We calculate the number $a(n,n)$ of equivalent functions $$f:[n]\times[n]\rightarrow[n]$$ for $n=2,3$ and $n=4$ according to the paper of F. Harary and E. Palmer and show
\begin{align*} a(2,2)&=7\\ a(3,3)&=638\\ a(4,4)&=7643021 \end{align*}
The formula to be applied is stated as formula (14) in the paper. In fact we can use a simplified version of it, which is given in connection with the calculation of $a(2,2,1)=7$ at the end of page 505. The third parameter is not of interest for us and so we instead write $a(2,2)$.

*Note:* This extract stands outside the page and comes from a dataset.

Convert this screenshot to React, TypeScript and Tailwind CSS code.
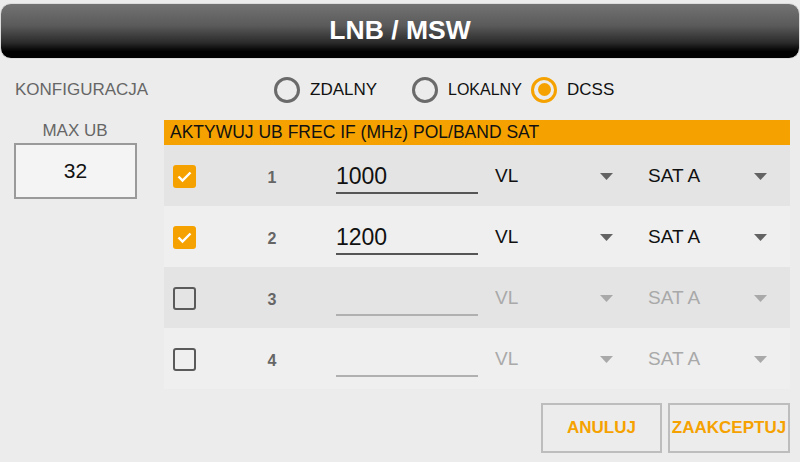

Here I follow the notation of the authors and use $[p,q]:=\operatorname{lcm}(p,q)$ and $\langle p,q\rangle:=\operatorname{gcd}(p,q)$.
[Harary, Palmer]: The following is valid \begin{align*} a(n,n)=\frac{1}{\left(n!\right)^2}\sum_{(\alpha,\beta)\in S_n^2}\prod_{p=1}^n\prod_{q=1}^n \left(\sum_{s|[p,q]}sj_s(\alpha)\right)^{j_p(\alpha)j_q(\beta)\langle p,q\rangle}\tag{1} \end{align*} where the sum is taken over all pairs of permutations $(\alpha,\beta)$ of degree $n$ and $j_p(\alpha)$ is denoting the number of cycles of $\alpha$ of length $p$.
Hint: Observe the terms in the sum (1) do not make use of $\alpha$ but instead of $j_p(\alpha)$ only. So, it is not necessary to sum over all $\left(n!\right)^2$ pairs of permutations, as we can conveniently use the cycle index of the permutation group $S_n$ and considerably reduce the number of summands.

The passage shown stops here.